Problem statement:
Output the line that holds "What React, TypeScript", the line that holds "string; sub?: string[]", and every line between them, exactly, but none of the pictures.

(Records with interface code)

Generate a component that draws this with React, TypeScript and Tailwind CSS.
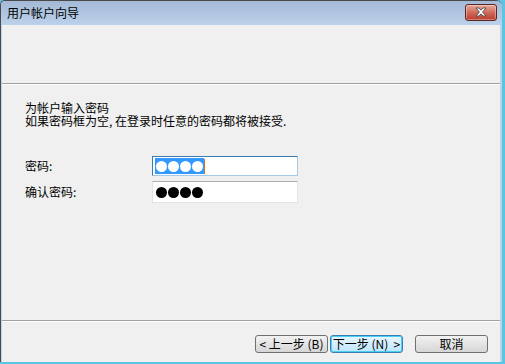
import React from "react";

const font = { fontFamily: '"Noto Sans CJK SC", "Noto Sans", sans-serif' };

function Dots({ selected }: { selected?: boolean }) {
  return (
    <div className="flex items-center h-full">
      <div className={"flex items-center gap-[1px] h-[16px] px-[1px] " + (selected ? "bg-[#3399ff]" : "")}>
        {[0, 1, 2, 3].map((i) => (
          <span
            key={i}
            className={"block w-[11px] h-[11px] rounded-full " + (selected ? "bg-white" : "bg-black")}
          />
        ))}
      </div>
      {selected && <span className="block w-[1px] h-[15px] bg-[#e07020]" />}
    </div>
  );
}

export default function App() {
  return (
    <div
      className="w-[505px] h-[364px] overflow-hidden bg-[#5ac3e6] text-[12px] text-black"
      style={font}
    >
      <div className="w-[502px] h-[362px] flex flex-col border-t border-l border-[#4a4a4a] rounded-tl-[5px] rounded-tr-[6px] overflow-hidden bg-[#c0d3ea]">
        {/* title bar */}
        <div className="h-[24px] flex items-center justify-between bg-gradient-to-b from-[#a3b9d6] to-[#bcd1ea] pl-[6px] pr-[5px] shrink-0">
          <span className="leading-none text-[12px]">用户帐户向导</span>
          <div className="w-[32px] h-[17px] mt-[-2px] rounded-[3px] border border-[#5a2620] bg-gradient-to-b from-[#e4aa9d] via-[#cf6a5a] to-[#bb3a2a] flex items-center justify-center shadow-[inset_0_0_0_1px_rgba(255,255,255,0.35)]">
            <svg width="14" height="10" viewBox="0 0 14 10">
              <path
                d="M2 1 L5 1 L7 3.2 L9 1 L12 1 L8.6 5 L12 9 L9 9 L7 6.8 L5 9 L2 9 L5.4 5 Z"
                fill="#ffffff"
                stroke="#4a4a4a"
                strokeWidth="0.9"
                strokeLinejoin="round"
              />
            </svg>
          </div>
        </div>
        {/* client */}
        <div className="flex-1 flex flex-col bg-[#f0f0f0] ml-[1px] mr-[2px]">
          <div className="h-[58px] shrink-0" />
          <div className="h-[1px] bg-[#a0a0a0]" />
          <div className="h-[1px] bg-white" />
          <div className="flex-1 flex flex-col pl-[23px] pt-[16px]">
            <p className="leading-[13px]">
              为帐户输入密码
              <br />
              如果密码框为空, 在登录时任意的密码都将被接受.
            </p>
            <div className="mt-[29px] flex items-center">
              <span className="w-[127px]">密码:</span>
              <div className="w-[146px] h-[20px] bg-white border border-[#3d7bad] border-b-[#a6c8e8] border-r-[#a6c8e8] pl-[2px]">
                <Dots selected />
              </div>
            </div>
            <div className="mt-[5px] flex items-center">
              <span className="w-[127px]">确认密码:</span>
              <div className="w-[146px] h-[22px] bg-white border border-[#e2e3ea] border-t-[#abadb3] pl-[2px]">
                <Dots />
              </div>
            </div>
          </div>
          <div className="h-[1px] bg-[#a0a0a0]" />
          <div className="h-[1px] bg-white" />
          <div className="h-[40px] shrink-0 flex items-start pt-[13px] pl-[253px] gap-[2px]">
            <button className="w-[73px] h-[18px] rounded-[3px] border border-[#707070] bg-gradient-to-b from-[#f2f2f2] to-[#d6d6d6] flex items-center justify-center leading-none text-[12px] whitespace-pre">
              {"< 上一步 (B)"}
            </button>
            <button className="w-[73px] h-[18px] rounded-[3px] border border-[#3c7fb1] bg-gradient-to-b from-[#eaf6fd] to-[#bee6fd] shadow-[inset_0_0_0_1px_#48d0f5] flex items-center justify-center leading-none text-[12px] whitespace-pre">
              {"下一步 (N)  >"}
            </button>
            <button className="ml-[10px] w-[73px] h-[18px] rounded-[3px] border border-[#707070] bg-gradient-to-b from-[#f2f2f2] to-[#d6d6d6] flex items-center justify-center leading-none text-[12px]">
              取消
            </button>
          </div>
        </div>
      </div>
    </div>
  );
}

==

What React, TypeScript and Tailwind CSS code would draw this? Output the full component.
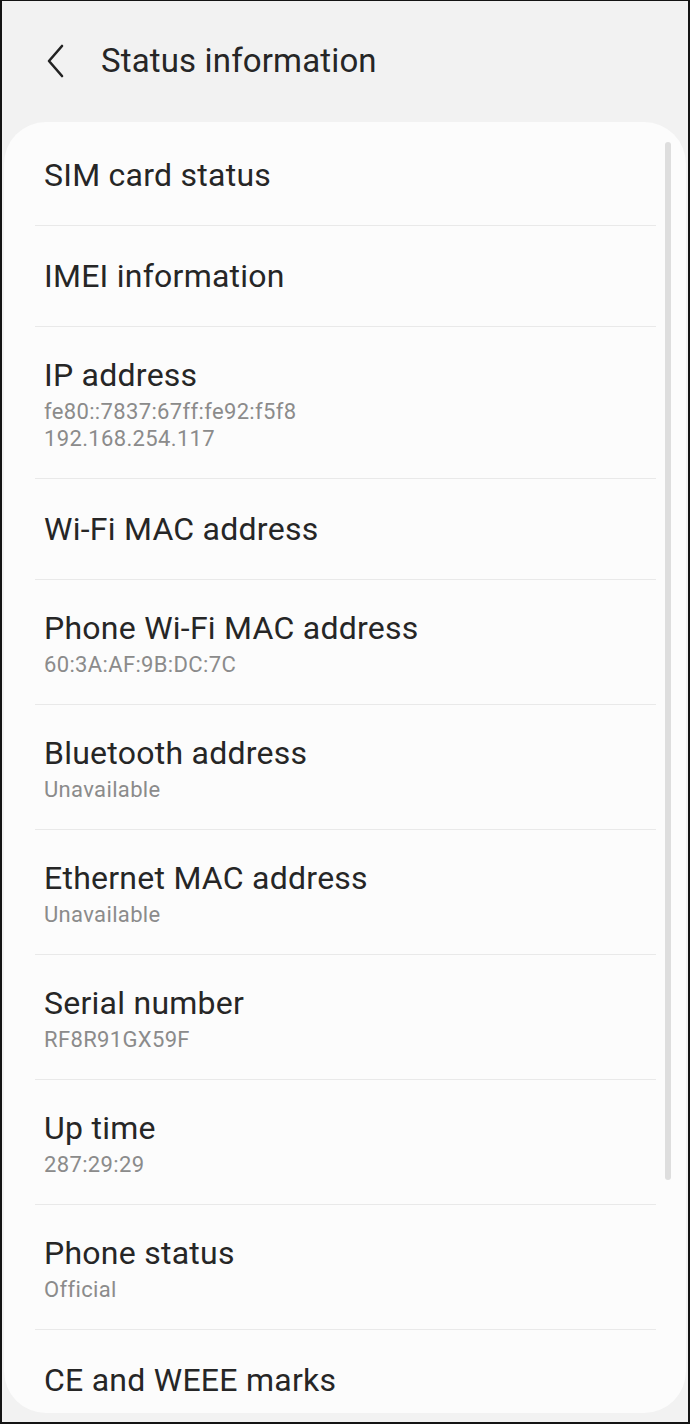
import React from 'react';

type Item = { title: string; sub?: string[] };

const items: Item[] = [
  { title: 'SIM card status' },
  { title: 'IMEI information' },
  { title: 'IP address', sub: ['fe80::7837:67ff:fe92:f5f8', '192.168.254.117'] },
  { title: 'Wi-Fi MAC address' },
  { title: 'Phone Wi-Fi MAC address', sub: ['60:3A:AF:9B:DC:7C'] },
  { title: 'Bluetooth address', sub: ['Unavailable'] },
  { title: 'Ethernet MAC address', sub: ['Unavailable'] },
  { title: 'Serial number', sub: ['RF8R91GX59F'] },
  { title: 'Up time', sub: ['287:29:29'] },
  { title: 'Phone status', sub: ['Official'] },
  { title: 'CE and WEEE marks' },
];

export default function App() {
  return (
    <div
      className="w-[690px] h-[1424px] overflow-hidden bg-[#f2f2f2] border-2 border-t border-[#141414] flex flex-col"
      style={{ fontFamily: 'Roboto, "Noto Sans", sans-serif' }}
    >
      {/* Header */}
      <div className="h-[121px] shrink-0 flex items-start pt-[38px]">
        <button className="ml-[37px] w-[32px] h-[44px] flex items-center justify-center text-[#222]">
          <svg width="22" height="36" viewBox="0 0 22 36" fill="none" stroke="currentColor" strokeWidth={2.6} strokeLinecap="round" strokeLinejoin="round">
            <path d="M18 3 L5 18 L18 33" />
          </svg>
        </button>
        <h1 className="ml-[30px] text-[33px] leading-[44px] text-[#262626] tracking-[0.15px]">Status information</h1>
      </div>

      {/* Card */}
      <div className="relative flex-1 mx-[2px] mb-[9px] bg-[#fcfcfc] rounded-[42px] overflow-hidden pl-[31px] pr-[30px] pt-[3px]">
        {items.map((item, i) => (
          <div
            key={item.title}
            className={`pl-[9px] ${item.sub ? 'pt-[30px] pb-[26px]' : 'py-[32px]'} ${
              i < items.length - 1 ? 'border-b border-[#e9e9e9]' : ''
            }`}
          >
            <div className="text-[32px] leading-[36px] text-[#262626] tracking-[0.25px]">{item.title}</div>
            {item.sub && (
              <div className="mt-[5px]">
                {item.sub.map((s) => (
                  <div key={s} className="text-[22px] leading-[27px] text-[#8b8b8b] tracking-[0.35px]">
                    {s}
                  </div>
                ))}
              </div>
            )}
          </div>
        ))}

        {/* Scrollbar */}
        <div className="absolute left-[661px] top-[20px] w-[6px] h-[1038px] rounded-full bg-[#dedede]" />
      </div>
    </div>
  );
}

Correct result:
What React, TypeScript and Tailwind CSS code would draw this? Output the full component.
import React from 'react';

type Item = { title: string; sub?: string[] };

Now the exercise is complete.